Margaret Sanger - Women who made their mark later in life

Today ends my week-long spotlight on "Women who found success later in life." I was saving this treat for last because not only was Margaret Sanger a feisty women's rights activist, but she was also an Irish American ??? ??

*Source: https://www.pbs.org/wgbh/americanexperience/features/pill-margaret-sanger-1879-1966/

 

It's Women's history month! All week long, I have been telling stories about women who made their mark on the world in their later years. It's never too late to start dreaming. Today, St.

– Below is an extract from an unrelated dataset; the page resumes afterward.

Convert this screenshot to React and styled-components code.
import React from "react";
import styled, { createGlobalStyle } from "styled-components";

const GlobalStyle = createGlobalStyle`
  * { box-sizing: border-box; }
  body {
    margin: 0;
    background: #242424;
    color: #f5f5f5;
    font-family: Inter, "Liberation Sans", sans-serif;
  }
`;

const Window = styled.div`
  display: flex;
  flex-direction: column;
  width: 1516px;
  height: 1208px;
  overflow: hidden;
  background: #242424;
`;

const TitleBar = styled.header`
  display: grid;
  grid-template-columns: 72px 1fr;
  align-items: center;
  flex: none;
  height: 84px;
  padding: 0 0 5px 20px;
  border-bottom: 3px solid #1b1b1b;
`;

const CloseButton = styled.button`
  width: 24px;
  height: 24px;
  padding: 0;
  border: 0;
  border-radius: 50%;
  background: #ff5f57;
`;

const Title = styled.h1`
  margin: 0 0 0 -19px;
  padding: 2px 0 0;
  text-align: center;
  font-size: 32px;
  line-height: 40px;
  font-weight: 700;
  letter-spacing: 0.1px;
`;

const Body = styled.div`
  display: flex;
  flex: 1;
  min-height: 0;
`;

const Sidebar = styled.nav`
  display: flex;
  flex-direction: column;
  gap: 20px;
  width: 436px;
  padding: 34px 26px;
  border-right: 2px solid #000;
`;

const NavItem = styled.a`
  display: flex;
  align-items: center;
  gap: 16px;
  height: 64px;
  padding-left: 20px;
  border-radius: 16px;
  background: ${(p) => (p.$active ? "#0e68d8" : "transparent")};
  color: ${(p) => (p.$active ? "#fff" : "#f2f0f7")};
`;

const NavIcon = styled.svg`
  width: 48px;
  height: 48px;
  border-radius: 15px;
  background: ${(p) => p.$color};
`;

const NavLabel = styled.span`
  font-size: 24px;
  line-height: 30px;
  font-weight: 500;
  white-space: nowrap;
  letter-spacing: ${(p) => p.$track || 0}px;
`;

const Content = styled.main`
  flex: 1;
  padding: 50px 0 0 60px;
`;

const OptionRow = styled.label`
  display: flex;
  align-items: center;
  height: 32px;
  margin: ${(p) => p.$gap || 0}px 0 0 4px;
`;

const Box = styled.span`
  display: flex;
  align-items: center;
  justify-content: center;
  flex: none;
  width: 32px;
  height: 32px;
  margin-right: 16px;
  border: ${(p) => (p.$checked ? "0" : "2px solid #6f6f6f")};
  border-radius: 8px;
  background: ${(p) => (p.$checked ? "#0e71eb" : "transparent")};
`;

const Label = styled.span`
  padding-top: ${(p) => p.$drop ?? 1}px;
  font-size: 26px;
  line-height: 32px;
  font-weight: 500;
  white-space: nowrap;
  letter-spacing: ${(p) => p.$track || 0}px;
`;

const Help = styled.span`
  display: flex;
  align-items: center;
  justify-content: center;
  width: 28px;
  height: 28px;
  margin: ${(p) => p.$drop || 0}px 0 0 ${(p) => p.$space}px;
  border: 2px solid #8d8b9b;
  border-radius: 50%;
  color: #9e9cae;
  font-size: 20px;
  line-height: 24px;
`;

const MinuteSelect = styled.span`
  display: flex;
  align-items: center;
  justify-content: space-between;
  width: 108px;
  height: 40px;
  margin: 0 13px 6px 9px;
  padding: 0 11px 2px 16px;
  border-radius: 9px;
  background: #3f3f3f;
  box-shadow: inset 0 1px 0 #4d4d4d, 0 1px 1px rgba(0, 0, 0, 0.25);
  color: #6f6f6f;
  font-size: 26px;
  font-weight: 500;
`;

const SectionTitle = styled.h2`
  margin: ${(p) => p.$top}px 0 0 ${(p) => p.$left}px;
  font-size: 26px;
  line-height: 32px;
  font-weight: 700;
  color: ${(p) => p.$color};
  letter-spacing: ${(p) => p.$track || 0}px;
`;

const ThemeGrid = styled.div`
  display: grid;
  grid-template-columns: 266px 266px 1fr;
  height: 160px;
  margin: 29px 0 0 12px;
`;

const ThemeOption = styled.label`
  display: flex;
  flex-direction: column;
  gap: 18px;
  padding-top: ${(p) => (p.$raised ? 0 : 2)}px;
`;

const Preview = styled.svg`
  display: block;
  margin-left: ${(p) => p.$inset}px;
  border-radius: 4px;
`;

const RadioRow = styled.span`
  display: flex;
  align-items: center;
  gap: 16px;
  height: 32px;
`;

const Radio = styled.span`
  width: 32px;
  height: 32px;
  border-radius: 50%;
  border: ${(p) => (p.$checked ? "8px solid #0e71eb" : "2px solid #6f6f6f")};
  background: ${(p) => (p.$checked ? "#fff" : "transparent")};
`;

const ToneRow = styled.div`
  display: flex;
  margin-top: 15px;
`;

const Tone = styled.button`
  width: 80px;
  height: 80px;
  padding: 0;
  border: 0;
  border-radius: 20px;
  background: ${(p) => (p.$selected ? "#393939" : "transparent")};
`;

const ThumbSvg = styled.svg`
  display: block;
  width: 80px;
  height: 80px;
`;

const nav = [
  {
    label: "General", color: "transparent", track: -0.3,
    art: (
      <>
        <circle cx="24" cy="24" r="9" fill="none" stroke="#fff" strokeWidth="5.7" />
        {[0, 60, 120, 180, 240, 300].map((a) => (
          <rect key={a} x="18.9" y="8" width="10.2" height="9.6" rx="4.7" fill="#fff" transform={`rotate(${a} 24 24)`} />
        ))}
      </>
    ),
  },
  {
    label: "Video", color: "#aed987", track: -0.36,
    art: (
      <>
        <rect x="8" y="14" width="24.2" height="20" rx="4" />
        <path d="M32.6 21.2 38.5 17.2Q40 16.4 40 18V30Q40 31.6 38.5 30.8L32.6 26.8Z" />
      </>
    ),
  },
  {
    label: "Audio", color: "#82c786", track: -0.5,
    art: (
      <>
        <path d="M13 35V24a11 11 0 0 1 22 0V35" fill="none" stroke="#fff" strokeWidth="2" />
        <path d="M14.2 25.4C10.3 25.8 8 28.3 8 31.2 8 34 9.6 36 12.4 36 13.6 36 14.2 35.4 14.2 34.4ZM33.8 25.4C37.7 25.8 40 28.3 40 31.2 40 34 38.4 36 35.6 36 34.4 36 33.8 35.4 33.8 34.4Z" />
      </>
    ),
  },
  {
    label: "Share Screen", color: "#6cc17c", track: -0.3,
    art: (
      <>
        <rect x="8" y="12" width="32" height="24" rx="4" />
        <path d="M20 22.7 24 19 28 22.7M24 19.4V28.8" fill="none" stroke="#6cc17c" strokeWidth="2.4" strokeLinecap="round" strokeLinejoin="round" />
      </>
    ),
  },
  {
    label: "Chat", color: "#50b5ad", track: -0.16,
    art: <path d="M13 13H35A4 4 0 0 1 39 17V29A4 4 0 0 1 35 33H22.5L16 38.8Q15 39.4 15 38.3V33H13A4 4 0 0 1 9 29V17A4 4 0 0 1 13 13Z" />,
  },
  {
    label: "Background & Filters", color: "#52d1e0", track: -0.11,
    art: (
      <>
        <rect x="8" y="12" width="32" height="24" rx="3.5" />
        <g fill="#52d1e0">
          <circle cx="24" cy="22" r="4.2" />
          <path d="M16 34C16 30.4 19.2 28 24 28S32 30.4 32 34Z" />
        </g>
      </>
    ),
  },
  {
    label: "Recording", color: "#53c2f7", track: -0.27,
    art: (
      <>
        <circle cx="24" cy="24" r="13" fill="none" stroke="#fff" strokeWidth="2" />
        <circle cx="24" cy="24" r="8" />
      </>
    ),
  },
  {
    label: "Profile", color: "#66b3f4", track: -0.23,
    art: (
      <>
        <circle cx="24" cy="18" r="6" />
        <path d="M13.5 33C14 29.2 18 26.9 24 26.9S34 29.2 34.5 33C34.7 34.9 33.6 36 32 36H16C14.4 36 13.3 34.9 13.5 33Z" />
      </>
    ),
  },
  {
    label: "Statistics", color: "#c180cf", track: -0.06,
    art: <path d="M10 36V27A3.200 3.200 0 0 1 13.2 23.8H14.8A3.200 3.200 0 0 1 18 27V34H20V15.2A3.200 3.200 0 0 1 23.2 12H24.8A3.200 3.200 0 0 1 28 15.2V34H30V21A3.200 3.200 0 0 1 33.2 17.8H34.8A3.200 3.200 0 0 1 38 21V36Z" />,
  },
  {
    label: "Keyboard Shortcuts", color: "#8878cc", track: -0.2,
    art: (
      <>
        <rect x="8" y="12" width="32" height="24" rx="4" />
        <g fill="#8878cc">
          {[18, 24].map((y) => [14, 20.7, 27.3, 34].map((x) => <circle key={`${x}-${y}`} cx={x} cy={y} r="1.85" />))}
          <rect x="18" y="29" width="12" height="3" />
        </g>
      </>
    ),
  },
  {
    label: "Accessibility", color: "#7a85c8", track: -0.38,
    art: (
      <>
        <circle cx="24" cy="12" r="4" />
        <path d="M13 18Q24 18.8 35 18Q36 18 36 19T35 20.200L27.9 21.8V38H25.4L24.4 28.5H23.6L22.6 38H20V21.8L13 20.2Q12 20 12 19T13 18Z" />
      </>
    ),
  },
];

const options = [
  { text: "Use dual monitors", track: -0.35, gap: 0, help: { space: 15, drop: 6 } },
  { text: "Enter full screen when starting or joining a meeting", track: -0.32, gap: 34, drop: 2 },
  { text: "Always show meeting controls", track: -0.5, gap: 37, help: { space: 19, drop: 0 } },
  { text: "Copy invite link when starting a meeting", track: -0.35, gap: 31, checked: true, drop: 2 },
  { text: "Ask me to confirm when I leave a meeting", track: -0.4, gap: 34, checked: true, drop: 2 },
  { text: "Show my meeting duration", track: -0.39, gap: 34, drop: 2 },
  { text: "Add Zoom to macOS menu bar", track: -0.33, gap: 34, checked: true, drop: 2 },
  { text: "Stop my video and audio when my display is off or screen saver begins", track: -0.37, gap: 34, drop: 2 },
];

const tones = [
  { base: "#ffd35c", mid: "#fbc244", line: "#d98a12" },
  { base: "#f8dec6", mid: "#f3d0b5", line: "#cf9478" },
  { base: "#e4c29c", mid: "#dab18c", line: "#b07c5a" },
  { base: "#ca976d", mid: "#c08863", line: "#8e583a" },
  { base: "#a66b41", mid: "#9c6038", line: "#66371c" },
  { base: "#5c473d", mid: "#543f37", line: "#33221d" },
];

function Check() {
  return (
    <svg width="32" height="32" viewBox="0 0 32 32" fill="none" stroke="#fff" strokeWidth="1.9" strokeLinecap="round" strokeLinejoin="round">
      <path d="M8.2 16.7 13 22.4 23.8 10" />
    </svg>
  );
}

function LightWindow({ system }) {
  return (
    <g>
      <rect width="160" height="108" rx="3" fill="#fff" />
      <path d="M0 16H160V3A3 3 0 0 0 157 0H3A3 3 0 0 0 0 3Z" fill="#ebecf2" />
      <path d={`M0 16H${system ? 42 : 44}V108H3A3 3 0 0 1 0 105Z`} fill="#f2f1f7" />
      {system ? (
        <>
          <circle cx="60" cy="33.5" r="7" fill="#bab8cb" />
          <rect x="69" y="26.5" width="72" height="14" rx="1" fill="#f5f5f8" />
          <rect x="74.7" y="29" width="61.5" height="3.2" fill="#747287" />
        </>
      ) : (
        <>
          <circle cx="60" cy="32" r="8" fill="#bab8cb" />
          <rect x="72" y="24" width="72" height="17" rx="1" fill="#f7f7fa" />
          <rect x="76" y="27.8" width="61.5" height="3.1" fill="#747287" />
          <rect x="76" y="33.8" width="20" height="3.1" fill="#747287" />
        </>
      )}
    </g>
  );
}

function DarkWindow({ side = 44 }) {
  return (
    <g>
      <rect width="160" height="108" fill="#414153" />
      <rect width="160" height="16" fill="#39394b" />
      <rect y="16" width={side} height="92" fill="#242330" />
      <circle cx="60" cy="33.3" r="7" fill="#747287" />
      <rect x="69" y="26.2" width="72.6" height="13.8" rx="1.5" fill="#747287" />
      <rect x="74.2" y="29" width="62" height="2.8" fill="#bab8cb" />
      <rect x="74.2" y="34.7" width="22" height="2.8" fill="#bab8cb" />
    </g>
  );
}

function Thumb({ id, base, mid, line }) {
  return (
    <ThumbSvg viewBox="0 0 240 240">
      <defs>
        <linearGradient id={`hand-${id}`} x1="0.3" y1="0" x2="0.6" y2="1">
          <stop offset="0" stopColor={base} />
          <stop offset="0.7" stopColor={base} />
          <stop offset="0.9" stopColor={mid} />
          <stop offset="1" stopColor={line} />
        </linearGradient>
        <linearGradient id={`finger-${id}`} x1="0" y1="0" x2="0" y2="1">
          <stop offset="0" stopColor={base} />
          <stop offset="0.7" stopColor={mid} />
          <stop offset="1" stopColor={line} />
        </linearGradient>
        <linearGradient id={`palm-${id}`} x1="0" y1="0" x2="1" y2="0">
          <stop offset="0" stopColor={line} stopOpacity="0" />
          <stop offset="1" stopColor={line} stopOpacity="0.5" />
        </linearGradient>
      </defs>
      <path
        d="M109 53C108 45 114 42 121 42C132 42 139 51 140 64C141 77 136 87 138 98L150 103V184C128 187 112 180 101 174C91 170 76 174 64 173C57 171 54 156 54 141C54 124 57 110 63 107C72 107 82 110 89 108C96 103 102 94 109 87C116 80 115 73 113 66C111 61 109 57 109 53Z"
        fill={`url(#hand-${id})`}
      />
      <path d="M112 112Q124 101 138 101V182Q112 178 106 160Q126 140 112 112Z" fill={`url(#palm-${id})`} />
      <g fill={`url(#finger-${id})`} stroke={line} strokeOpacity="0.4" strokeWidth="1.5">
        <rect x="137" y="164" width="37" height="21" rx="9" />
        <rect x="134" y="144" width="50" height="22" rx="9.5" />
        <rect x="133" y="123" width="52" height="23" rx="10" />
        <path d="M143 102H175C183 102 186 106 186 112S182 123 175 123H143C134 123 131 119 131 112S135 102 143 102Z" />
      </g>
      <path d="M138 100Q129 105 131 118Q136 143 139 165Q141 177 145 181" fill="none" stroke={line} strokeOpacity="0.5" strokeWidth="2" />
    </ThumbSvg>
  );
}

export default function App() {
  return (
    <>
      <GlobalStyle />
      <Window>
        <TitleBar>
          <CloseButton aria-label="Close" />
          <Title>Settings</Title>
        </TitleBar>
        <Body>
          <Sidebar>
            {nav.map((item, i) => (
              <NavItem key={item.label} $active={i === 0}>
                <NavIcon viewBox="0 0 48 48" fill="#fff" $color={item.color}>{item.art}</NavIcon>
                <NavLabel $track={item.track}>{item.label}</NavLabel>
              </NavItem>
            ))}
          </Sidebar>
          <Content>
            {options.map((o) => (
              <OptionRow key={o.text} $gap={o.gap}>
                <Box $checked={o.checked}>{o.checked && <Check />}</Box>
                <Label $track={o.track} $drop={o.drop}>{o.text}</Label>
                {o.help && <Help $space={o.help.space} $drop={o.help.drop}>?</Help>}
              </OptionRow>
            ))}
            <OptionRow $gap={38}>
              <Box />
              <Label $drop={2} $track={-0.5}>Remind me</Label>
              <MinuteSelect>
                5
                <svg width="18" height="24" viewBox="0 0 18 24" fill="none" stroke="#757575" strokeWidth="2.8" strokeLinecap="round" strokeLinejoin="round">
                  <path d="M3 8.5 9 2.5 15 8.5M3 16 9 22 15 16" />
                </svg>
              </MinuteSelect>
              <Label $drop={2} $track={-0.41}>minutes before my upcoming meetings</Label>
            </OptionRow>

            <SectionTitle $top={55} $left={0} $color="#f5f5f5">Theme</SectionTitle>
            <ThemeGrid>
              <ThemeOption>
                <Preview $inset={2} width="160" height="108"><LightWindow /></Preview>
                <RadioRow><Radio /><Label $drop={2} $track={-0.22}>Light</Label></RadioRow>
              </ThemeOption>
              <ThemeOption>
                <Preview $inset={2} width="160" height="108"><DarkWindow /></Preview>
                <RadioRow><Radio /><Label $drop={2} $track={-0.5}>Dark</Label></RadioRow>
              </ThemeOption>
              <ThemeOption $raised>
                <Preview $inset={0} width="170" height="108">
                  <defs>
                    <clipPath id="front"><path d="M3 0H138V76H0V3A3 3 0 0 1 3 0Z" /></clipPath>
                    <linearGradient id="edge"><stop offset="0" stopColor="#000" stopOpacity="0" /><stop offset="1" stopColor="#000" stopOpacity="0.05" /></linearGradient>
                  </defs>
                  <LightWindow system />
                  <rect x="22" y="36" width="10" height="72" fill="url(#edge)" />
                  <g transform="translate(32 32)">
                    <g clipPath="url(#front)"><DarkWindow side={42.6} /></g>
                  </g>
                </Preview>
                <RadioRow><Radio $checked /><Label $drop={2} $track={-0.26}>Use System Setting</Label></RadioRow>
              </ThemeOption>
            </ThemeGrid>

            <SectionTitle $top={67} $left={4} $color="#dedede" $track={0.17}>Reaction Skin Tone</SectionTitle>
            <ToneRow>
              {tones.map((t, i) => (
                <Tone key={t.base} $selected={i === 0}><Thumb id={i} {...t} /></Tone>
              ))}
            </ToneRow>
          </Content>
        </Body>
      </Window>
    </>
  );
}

Patrick's Day, I would like to introduce you to an Irish American woman, Margaret Sanger.
Margaret Sanger was born in 1879 as one of 11 children in an Irish Catholic family in Corning, NY. She was devastated by her mother's death at age 50 from tuberculosis. Margaret's mother's strength was diminished to fight the disease because of birthing eleven children and surviving seven miscarriages. Margaret was just 19 years old and dedicated the rest of her life to the fight for family planning.
Shortly after her mother's death, Margaret went to nursing school in the Catskills and found work in NYC, where she saw firsthand what a botched abortion looked like. She was horrified that women from backgrounds like hers had to resort to illegal and dangerous procedures that put their lives at risk. Caring for the women who came to the clinic after serious injuries, she shifted her attention from general nursing to better care for women and readily available contraceptives.
Margaret did not have an easy row to hoe. It was an uphill battle from the beginning. In 1914, she coined the term birth control and provided women with contraceptive information. In 1915, Sanger was arrested for sending contraceptives through the mail and again in 1916 when she opened the country's first women's clinic. A precursor to her later established planned parenthood.
After winning many legal battles, by the 1950s, Margaret was not ready to give up. Condoms and diaphragms were clunky and expensive; many women felt too embarrassed to use them. Sanger was still searching for her magic pill. She wanted something as easy as taking an aspirin, in a woman's control, and inexpensive. In 1951, Sanger met Gregory Pincus, a medical expert in human reproduction willing to take on the project. Soon after, she found a sponsor for the research: International Harvester heiress Katharine McCormick. Their collaboration would lead to the FDA approval of Enovid, the first oral contraceptive, in 1960. With the advent of the Pill, Sanger accomplished her life-long goal of bringing safe and effective contraception to the masses. 
Four years after achieving her lifelong goal, at 81, Margaret Sanger witnessed the end of Comstock laws. Contraception is now considered a constitutional right. 
Margaret Sanger fought for over fifty years to help women earn the right to family planning. She used her tenacity, connections, and any leg up she could get to reach it. It would have been so easy to give up after being arrested, not once, but twice. It would have been easy to give up and think that diaphragms and condoms were all the advances women would ever see in birth control, but she persisted. She could have given up whenever she was called names by people who disagreed with her mission, but she endured. 
This spotlight is the end of my spotlight series, but I will still post more videos like these this month. I would love to challenge you to dig deep. What have you always wanted to accomplish? What or who is stopping you? What limiting beliefs do you need to trash to take a first step? Please tell me in the comments! I want to cheer you on! Have a great weekend, and I'll be back with more women's history month surprises!